[DATASET EXCERPT]
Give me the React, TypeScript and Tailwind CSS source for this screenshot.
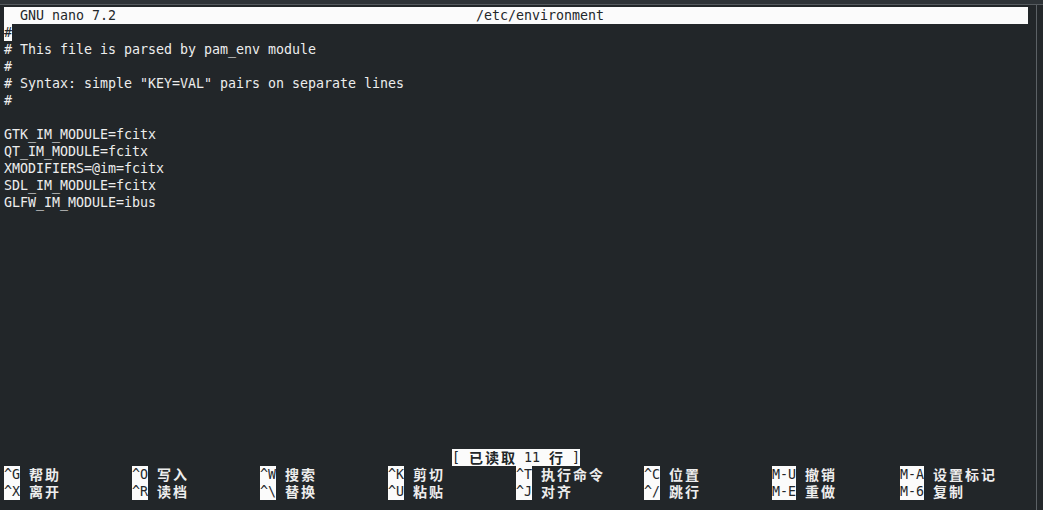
import React from "react";

const isWide = (ch: string) => /[\u2E80-\u9FFF\uFF00-\uFFEF]/.test(ch);

function Txt({ s, inv = false }: { s: string; inv?: boolean }) {
  return (
    <span className={inv ? "flex bg-[#fbfbfb] text-[#23272a]" : "flex"}>
      {Array.from(s).map((ch, i) =>
        isWide(ch) ? (
          <span
            key={i}
            className="inline-block w-[16px] text-center text-[14px] font-bold font-['Noto_Sans_CJK_SC',sans-serif] leading-[17px]"
          >
            {ch}
          </span>
        ) : (
          <span key={i} className="inline-block w-[8px] whitespace-pre text-center leading-[17px]">
            {ch}
          </span>
        )
      )}
    </span>
  );
}

function Row({ children }: { children?: React.ReactNode }) {
  return <div className="flex h-[17px] items-center">{children}</div>;
}

const lines = [
  "# This file is parsed by pam_env module",
  "#",
  '# Syntax: simple "KEY=VAL" pairs on separate lines',
  "#",
  "",
  "GTK_IM_MODULE=fcitx",
  "QT_IM_MODULE=fcitx",
  "XMODIFIERS=@im=fcitx",
  "SDL_IM_MODULE=fcitx",
  "GLFW_IM_MODULE=ibus",
];

const row1: [string, string][] = [
  ["^G", "帮助"],
  ["^O", "写入"],
  ["^W", "搜索"],
  ["^K", "剪切"],
  ["^T", "执行命令"],
  ["^C", "位置"],
  ["M-U", "撤销"],
  ["M-A", "设置标记"],
];
const row2: [string, string][] = [
  ["^X", "离开"],
  ["^R", "读档"],
  ["^\\", "替换"],
  ["^U", "粘贴"],
  ["^J", "对齐"],
  ["^/", "跳行"],
  ["M-E", "重做"],
  ["M-6", "复制"],
];

function Shortcuts({ items }: { items: [string, string][] }) {
  return (
    <Row>
      {items.map(([k, l], i) => (
        <div key={i} className="flex w-[128px]">
          <Txt s={k} inv />
          <Txt s={" " + l} />
        </div>
      ))}
    </Row>
  );
}

export default function App() {
  const title = "  GNU nano 7.2".padEnd(59, " ") + "/etc/environment";
  return (
    <div className="flex h-[510px] w-[1043px] flex-col overflow-hidden bg-[#222629] font-['DejaVu_Sans_Mono',monospace] text-[13.3px] text-[#ededed]">
      <div className="h-[4px] bg-[#2e3337]" />
      <div className="h-[1px] bg-[#555a5e]" />
      <div className="flex flex-1">
        <div className="flex w-[1028px] flex-col pl-[4px] pt-[2px]">
          <Row>
            <div className="flex w-[1024px] bg-[#fbfbfb] text-[#23272a]">
              <Txt s={title} />
            </div>
          </Row>
          <Row>
            <Txt s="#" inv />
          </Row>
          {lines.map((l, i) => (
            <Row key={i}>
              <Txt s={l} />
            </Row>
          ))}
          {Array.from({ length: 14 }).map((_, i) => (
            <Row key={"e" + i} />
          ))}
          <Row>
            <div className="w-[448px]" />
            <Txt s="[ 已读取 11 行 ]" inv />
          </Row>
          <Shortcuts items={row1} />
          <Shortcuts items={row2} />
        </div>
        <div className="w-[8px]" />
        <div className="w-[1px] bg-[#5c6165]" />
        <div className="flex-1 bg-[#23272a]" />
      </div>
    </div>
  );
}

[WHAT YOU ARE ASKED TO DO]
Quote everything in the listing above exactly; pictures are the only thing to omit.

[RESPONSE TO THE TASK]
Give me the React, TypeScript and Tailwind CSS source for this screenshot.
import React from "react";

const isWide = (ch: string) => /[\u2E80-\u9FFF\uFF00-\uFFEF]/.test(ch);

function Txt({ s, inv = false }: { s: string; inv?: boolean }) {
  return (
    <span className={inv ? "flex bg-[#fbfbfb] text-[#23272a]" : "flex"}>
      {Array.from(s).map((ch, i) =>
        isWide(ch) ? (
          <span
            key={i}
            className="inline-block w-[16px] text-center text-[14px] font-bold font-['Noto_Sans_CJK_SC',sans-serif] leading-[17px]"
          >
            {ch}
          </span>
        ) : (
          <span key={i} className="inline-block w-[8px] whitespace-pre text-center leading-[17px]">
            {ch}
          </span>
        )
      )}
    </span>
  );
}

function Row({ children }: { children?: React.ReactNode }) {
  return <div className="flex h-[17px] items-center">{children}</div>;
}

const lines = [
  "# This file is parsed by pam_env module",
  "#",
  '# Syntax: simple "KEY=VAL" pairs on separate lines',
  "#",
  "",
  "GTK_IM_MODULE=fcitx",
  "QT_IM_MODULE=fcitx",
  "XMODIFIERS=@im=fcitx",
  "SDL_IM_MODULE=fcitx",
  "GLFW_IM_MODULE=ibus",
];

const row1: [string, string][] = [
  ["^G", "帮助"],
  ["^O", "写入"],
  ["^W", "搜索"],
  ["^K", "剪切"],
  ["^T", "执行命令"],
  ["^C", "位置"],
  ["M-U", "撤销"],
  ["M-A", "设置标记"],
];
const row2: [string, string][] = [
  ["^X", "离开"],
  ["^R", "读档"],
  ["^\\", "替换"],
  ["^U", "粘贴"],
  ["^J", "对齐"],
  ["^/", "跳行"],
  ["M-E", "重做"],
  ["M-6", "复制"],
];

function Shortcuts({ items }: { items: [string, string][] }) {
  return (
    <Row>
      {items.map(([k, l], i) => (
        <div key={i} className="flex w-[128px]">
          <Txt s={k} inv />
          <Txt s={" " + l} />
        </div>
      ))}
    </Row>
  );
}

export default function App() {
  const title = "  GNU nano 7.2".padEnd(59, " ") + "/etc/environment";
  return (
    <div className="flex h-[510px] w-[1043px] flex-col overflow-hidden bg-[#222629] font-['DejaVu_Sans_Mono',monospace] text-[13.3px] text-[#ededed]">
      <div className="h-[4px] bg-[#2e3337]" />
      <div className="h-[1px] bg-[#555a5e]" />
      <div className="flex flex-1">
        <div className="flex w-[1028px] flex-col pl-[4px] pt-[2px]">
          <Row>
            <div className="flex w-[1024px] bg-[#fbfbfb] text-[#23272a]">
              <Txt s={title} />
            </div>
          </Row>
          <Row>
            <Txt s="#" inv />
          </Row>
          {lines.map((l, i) => (
            <Row key={i}>
              <Txt s={l} />
            </Row>
          ))}
          {Array.from({ length: 14 }).map((_, i) => (
            <Row key={"e" + i} />
          ))}
          <Row>
            <div className="w-[448px]" />
            <Txt s="[ 已读取 11 行 ]" inv />
          </Row>
          <Shortcuts items={row1} />
          <Shortcuts items={row2} />
        </div>
        <div className="w-[8px]" />
        <div className="w-[1px] bg-[#5c6165]" />
        <div className="flex-1 bg-[#23272a]" />
      </div>
    </div>
  );
}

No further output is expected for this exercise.